“Tudo o que vem de fora do Brasil é melhor”: até quando?
Apesar da primeira exibição de cinema no Brasil ter acontecido no dia 8 de julho de 1896, foi só em 19 de junho de 1898 que os primeiros filmes brasileiros foram rodados por aqui. Desde então, o cinema brasileiro passou por diversas fases, entre elas a Chanchada, Pornochanchada, Cinema Novo e o cinema da maneira que conhecemos hoje. Durante todos esses anos, é claro que a qualidade e a maneira de produzir os filmes mudaram, mas o preconceito com as produções nacionais continua, principalmente quando se tenta comparar filmes brasileiros com filmes estrangeiros sendo que, na verdade, não existe uma maneira certa de fazer cinema, só visões e culturas diferentes.
Talvez o mais estranho de tudo isso é entender que, se o cinema em certos momentos tem o objetivo de registrar a realidade de uma sociedade, nós temos preconceito com nós mesmos quando dizemos que os filmes brasileiros só mostram favela, violência e miséria. A aversão que o brasileiro tem com a própria história e o eterno complexo de inferioridade é o que mais nos impede de valorizar e descobrir o cinema nacional. E se engana quem acredita que só existe esse preconceito dentro do cinema: autores, músicos e artistas no geral nem sempre recebem o apoio que merecem e são estereotipados. É aquela ideia que colocaram na nossa cabeça de que tudo o que vem de fora é sempre melhor.
O cinema, assim como outras artes, é forma de expressão, entretenimento e também crítica. E por mais que você não goste: Cidade de Deus (2002), Carandiru (2003), Central do Brasil (1998), O Caminho das Nuvens (2003), Vidas Secas (1963), entre tantos outros filmes que retratam a realidade do país, são extremamente importantes para conhecermos as diversas faces do Brasil. Mais do que isso, esses filmes são como a memória de uma época e um alerta para a dificuldade de um povo que não tem voz. Limitar essas produções apenas a “miséria, favela, violência e sexo” é fazer com que essas pessoas fiquem ainda mais invisíveis na sociedade.
Além disso, nem só de filme realista e que retrata a desigualdade se faz o cinema brasileiro. Por falta de divulgação, a gente acaba deixando passar filmes como Entre Nós (2014), O Homem que Copiava (2003), Abril Despedaçado (2002), Madame Satã (2002) e até alguns que foram mais comentados, mas talvez você não tenha parado para assistir: O Cheiro do Ralo (2006), O Palhaço (2011), Meu Nome Não é Johnny (2008), O Som ao Redor (2012), Hoje Eu Quero Voltar Sozinho (2014), Que Horas Ela Volta? (2015), Entre Abelhas (2015). Na verdade, basta procurar sobre o assunto no Google que uma lista gigantesca de filmes brasileiros que você nem sabia que existiam vai aparecer.
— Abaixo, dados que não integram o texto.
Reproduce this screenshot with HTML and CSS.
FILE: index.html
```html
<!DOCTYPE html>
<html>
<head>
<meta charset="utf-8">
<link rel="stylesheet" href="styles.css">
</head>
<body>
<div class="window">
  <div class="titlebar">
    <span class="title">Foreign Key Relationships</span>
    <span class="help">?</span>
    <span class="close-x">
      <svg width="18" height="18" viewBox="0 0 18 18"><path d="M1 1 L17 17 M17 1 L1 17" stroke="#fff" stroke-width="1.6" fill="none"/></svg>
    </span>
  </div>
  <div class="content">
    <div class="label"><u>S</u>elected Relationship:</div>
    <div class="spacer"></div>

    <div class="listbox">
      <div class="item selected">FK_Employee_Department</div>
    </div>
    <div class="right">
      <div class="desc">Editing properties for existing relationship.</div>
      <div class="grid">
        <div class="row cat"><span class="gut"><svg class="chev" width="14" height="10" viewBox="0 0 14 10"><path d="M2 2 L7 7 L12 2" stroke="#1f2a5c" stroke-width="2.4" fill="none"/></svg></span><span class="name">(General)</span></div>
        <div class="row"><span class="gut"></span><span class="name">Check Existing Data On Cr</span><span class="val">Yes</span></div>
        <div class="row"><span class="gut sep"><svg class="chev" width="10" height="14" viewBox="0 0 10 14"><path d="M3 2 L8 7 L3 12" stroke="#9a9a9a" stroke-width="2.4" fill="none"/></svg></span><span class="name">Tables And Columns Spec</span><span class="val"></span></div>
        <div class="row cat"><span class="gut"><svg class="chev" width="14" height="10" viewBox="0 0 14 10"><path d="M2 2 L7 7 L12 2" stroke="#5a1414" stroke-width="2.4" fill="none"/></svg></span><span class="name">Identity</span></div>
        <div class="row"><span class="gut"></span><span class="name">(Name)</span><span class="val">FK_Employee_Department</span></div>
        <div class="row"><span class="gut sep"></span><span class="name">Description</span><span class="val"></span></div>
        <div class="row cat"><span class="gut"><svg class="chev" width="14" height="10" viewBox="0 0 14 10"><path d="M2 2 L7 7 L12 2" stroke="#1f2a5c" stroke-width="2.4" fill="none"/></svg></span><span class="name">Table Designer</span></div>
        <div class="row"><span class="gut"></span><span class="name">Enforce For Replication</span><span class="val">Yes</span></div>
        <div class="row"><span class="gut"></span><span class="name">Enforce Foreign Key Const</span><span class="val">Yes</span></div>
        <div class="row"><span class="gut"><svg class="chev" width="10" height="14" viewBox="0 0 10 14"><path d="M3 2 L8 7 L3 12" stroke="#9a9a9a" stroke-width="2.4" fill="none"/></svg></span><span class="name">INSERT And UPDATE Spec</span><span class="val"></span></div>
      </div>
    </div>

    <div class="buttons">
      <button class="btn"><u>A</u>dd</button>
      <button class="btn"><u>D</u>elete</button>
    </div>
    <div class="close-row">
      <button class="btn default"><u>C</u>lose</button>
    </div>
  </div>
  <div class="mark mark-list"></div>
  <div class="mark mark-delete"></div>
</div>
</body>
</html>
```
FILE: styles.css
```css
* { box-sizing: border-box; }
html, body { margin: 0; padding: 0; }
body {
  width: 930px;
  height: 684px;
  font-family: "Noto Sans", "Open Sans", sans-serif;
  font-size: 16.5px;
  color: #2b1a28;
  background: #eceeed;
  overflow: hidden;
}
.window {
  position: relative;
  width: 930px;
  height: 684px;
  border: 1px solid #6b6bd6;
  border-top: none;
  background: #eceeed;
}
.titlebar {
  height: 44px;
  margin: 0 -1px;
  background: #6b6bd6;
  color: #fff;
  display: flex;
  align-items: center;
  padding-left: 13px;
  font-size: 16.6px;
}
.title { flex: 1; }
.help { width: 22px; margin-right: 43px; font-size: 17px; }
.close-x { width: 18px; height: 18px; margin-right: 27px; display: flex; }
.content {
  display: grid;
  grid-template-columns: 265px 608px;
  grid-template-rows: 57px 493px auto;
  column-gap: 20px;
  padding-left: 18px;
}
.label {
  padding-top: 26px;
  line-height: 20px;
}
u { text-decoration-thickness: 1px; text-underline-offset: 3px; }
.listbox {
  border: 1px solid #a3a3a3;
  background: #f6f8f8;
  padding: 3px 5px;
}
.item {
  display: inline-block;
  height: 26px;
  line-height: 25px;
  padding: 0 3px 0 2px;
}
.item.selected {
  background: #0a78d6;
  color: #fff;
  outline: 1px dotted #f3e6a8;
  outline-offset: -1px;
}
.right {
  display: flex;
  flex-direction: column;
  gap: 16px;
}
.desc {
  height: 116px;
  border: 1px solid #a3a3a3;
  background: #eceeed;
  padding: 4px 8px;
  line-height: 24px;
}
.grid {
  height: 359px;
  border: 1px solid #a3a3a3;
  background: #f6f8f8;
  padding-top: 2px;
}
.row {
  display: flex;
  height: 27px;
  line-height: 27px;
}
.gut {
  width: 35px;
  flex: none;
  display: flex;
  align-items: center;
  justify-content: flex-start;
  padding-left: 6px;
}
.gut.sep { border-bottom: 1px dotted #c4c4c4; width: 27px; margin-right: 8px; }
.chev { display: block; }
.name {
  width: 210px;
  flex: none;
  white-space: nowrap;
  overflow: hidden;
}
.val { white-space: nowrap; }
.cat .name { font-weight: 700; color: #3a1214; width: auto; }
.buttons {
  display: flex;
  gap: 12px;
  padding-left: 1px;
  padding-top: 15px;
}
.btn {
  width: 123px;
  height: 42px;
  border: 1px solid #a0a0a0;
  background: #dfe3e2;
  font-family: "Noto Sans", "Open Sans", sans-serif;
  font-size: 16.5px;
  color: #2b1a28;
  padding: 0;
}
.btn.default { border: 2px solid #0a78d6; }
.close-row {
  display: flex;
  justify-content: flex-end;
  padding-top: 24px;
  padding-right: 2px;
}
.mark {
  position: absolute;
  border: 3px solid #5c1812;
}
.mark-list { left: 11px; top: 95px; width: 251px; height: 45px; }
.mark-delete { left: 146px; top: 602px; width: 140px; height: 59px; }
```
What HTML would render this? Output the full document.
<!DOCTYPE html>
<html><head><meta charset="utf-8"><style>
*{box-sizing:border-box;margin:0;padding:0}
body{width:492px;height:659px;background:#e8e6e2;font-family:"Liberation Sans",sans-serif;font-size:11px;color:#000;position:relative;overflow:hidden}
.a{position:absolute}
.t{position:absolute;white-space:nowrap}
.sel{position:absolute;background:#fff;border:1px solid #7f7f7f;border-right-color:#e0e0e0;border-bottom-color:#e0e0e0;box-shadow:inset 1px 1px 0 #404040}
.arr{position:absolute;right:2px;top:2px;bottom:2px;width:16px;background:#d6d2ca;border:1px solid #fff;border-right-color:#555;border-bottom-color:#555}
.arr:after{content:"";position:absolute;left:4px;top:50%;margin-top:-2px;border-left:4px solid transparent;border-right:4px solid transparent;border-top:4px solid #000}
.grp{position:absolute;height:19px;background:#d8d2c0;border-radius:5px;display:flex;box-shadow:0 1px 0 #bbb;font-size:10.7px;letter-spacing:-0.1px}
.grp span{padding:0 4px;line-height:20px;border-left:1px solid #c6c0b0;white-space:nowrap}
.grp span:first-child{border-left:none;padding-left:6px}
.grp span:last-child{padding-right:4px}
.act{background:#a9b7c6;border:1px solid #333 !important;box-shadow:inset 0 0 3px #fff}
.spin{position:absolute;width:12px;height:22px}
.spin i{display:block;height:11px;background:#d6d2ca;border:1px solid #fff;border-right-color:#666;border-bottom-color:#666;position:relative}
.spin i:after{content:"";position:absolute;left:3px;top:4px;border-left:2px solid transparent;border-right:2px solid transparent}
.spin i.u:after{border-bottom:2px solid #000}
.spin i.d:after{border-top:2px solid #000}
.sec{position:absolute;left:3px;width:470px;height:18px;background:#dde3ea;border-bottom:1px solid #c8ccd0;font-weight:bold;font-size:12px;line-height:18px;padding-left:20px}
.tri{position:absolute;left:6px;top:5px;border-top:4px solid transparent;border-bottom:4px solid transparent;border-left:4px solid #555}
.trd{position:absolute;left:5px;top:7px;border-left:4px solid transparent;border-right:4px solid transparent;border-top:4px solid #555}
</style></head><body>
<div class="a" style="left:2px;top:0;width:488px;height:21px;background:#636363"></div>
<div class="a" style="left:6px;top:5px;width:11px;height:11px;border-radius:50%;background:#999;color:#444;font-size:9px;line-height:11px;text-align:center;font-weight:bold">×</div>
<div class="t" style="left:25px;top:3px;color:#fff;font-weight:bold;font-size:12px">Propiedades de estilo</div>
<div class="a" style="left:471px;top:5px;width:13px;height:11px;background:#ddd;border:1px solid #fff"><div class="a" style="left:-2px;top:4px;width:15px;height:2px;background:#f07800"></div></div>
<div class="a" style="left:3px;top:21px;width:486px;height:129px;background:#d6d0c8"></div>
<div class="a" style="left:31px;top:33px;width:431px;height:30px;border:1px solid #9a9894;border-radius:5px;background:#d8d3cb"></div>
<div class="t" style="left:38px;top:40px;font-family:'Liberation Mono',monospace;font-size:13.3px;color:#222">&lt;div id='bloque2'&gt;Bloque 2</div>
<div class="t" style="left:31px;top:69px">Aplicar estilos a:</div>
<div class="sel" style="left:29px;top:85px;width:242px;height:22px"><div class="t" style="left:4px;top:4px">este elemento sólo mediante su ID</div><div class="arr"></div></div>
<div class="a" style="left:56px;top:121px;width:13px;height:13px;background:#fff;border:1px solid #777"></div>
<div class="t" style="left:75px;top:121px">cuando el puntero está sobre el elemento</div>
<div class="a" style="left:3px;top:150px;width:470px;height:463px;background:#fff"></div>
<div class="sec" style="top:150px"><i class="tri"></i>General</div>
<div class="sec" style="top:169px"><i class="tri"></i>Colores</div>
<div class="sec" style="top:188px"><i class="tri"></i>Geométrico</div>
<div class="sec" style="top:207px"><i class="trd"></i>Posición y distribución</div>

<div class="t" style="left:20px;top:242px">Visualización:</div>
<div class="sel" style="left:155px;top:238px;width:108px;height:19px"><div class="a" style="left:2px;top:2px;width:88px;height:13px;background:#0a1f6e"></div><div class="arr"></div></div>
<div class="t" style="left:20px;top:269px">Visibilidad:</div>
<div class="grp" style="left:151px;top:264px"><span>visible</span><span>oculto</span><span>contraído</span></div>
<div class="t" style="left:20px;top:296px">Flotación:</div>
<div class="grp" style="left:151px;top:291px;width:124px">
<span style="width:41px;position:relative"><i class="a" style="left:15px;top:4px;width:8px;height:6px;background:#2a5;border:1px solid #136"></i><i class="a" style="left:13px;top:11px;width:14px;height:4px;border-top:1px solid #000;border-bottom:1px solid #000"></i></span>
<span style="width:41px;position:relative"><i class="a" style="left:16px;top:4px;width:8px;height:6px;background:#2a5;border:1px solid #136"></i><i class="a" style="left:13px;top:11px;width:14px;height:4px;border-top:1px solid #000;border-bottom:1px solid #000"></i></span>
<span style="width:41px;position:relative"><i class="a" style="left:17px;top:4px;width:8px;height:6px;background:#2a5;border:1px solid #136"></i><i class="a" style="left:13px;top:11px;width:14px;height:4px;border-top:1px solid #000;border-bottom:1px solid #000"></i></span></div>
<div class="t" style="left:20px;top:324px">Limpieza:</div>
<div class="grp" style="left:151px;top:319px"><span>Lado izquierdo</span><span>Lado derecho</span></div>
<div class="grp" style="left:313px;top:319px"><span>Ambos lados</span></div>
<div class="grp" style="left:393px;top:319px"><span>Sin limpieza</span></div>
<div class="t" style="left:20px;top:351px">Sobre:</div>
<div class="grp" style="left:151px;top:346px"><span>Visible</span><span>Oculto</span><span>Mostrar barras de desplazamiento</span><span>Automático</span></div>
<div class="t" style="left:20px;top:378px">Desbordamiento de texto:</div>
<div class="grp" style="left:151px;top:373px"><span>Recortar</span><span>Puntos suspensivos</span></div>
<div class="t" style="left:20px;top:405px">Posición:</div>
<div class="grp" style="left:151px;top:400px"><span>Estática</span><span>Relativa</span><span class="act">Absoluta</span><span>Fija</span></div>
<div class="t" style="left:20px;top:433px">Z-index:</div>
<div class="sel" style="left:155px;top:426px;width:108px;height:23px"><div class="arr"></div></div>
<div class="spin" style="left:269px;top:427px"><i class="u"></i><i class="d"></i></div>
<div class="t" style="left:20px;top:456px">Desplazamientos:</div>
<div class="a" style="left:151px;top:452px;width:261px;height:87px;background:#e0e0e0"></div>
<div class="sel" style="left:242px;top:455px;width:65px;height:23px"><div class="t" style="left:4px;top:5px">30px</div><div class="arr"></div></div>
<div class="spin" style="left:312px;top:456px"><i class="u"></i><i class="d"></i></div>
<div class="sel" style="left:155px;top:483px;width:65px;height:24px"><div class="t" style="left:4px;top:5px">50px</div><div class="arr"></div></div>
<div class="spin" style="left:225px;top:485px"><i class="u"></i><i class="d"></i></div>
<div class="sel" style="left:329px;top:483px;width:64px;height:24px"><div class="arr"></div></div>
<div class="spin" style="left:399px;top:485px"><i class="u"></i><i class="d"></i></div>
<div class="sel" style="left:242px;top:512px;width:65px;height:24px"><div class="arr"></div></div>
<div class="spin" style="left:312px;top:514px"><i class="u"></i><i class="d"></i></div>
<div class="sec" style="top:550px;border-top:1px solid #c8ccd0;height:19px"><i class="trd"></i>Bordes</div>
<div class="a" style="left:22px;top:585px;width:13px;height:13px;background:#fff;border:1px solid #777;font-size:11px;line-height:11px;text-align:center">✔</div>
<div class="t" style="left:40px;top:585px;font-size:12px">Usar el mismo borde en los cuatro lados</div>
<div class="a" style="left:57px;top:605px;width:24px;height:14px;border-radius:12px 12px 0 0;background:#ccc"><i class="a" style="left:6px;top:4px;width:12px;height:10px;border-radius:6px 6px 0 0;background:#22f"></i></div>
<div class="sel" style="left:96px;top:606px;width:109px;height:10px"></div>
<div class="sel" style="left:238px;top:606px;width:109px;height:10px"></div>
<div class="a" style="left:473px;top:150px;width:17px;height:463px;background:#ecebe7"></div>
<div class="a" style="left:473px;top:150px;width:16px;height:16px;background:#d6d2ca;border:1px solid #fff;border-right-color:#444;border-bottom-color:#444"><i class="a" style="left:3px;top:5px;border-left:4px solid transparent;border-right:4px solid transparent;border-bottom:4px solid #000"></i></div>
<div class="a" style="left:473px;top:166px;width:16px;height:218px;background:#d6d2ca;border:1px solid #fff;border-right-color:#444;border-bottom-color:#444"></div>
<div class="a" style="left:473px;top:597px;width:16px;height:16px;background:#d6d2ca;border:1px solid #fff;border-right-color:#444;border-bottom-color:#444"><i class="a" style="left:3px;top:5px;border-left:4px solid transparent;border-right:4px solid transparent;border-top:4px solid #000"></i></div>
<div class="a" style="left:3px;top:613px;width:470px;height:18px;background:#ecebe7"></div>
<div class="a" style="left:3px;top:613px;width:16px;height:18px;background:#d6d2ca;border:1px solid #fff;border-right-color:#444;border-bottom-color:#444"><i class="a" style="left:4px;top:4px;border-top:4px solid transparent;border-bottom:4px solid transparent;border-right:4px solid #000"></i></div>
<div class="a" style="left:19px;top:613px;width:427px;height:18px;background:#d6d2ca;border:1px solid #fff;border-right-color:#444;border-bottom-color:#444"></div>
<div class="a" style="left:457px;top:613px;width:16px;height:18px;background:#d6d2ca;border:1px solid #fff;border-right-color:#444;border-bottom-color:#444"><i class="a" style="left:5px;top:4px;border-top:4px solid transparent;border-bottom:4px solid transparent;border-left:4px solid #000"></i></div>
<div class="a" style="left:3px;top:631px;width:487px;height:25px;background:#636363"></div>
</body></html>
E se há tantos filmes, por qual motivo não ouvimos sobre eles? O cinema no Brasil é algo muito difícil de fazer, começando pela captação de recursos para o projeto até o momento do lançamento. Os grandes filmes de Hollywood também ocupam maior espaço nas salas de cinema e arrecadam sempre uma boa bilheteria em relação ao valor usado para a produção. E não entendam isso como uma crítica aos filmes estrangeiros (eu gosto e assisto, aliás), é só para mostrar, bem superficialmente, como é complicado fazer, divulgar e colocar um filme brasileiro no cinema. Sinceramente, trabalhar com qualquer tipo de arte no Brasil exige uma baita coragem se levar em consideração o quanto é difícil conseguir sobreviver disso.
Uma curiosidade, muito previsível talvez, é que Tropa de Elite 2, de José Padilha, se tornou o filme com a maior bilheteria da história do Brasil e conseguiu, inclusive, bater Avatar. A impressão que eu tenho é que depois de Tropa de Elite o brasileiro ficou um pouco mais atento ao cenário do cinema nacional, mas isso não significa que o preconceito foi deixado de lado. Nada acontece da noite para o dia. Por isso, vale a pena aproveitar o final de semana para começar a assistir alguns filmes nacionais e procurar por outros que, apesar de pouco divulgados, possuem um ótimo roteiro e são envolventes. Quem sabe assim a ideia “de que tudo o que vem de fora é melhor”, citada no começo do texto, deixe de ser verdade absoluta na nossa cabeça e passe a ser questionada.